Microstructure characterization and mechanical properties of in situ synthesized Ti2(Al,Si)C reinforced Al composites

Abstract

A novel composite with in situ synthesized of Ti 2 (Al,Si)C solid solution reinforced Al matrix was fabricated in Ti 2 AlC-Al-Si material system via one-step solid solution and densification by spark plasma sintering method. The relationship between microstructure, phase composition and mechanical properties of composites doped with different Si content (1, 2 and 3 wt%) and fabricated at different sintering temperature (580, 570 and 560 °C) were investigated. The optimal sintering temperature of composites with increasing the Si addition was carefully determined. The interface reaction was effectively regulated under different Si additions. X-ray photoelectron spectroscopy ( XPS) and nanoindentation test results reveal that Si formed Si C covalent bond in Ti 2 (Al,Si)C solid solution, and with the increase of Si addition, the hardness and elastic modulus of Ti 2 (Al,Si)C increased by 6.75% and 4.23% in the composites prepared by the three optimal processes. The tensile tests show that when the addition of Si was 2 wt% and the sintering temperature was 570 °C, the composites demonstrated an optimal balance of strength and plasticity.
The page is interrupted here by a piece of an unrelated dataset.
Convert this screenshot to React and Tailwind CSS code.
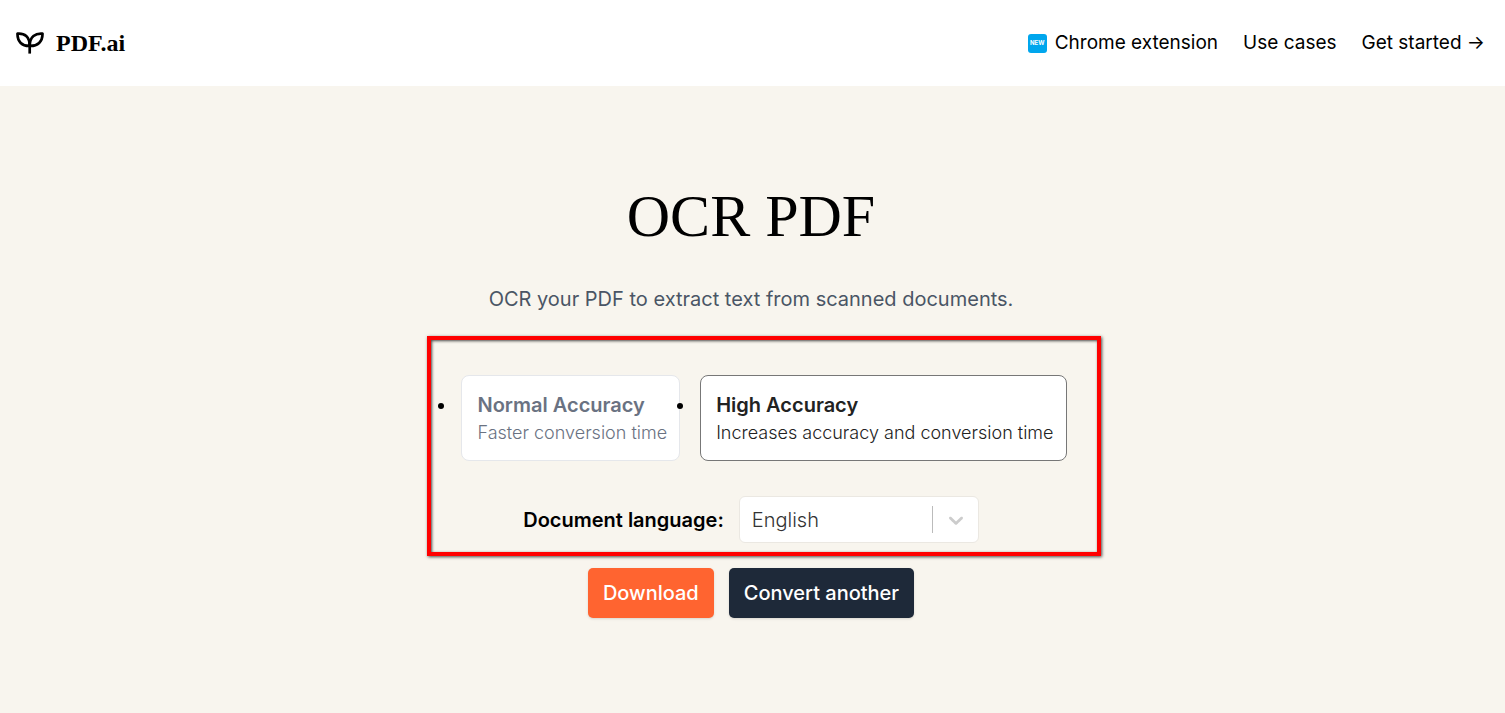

The ultimate tensile strength reached 226 MPa with a strain of 14.33%. Moreover, when added to 3 wt% and the sintering temperature decreased to 560 °C, the composite achieved a significant improvement in elongation. The performance are mainly attributed to the strengthening of Ti 2 (Al,Si)C solid solution and the regulation of interface reaction. • In situ synthesized Ti 2 (Al,Si)C solid solution reinforced Al composite is fabricated by spark plasma sintering method. • The reaction phase TiAl 3 is inhibited by the increase of Si addition and decrease of sintering temperature. • With the increase of Si addition, the hardness and elastic modulus of Ti 2 (Al,Si)C increase by 6.75% and 4.23%. • The Al composite with 20 vol% Ti 2 AlC and 3 wt% Si demonstrates a large strain of 16.33%.